Goffman is detached from the historical processes of social ordering and the ways of orders of interactions that are established by authority. In contrast, Foucault examined social life taken away the individual from the center of the stage and instead the ‘’central focus is on discourses which are sets of ideas allowing for certain kinds of thoughts to be thinkable, talked about, and made into effective tools for normalizing conduct, at different historical times. (Silva et al., 2009, p.324) For Foucault, people are not in charge of their destinies or actions; ‘’people are not the authors of society, there are not even authors of their own actions, as the scripts or discourses they are governed by are formed independently of anyone’s purpose.’’ (Taylors et al., 2009 p. 51) The individual is primarily governed and disciplined by internal discourses that organize knowledge and power ‘forced’ and imposed upon them throughout their lives. In modern society the individual is cooperating with its own subordination, accepting the increase of surveillance as a method that helps to create order under the concept chosen by the state of what is or it is not allowed to think, behave, speak about, and so on. (Silva et al., 2009)

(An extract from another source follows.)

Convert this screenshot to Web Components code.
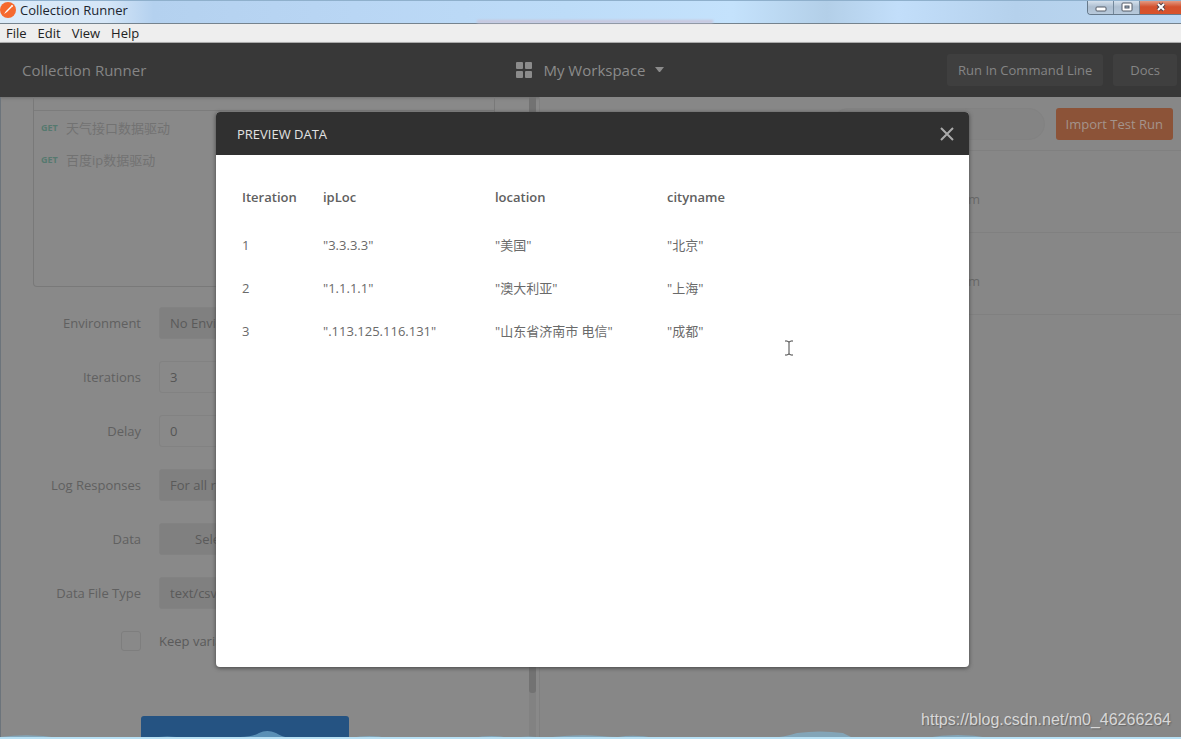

Another important factor of Foucault’s work is the identification of liberalism a ‘’social order in which people see themselves as unique individuals as a result of having internalized social disciplines, social ordering and the discourse of individualism’’ (Silva et al., 2009, p.322) Clearly, both Goffman and Foucault are concerned to understand how society is created and particularly how social order is made and repaired, explaining the connection between the individual and the social but with different focus and concepts and what society is.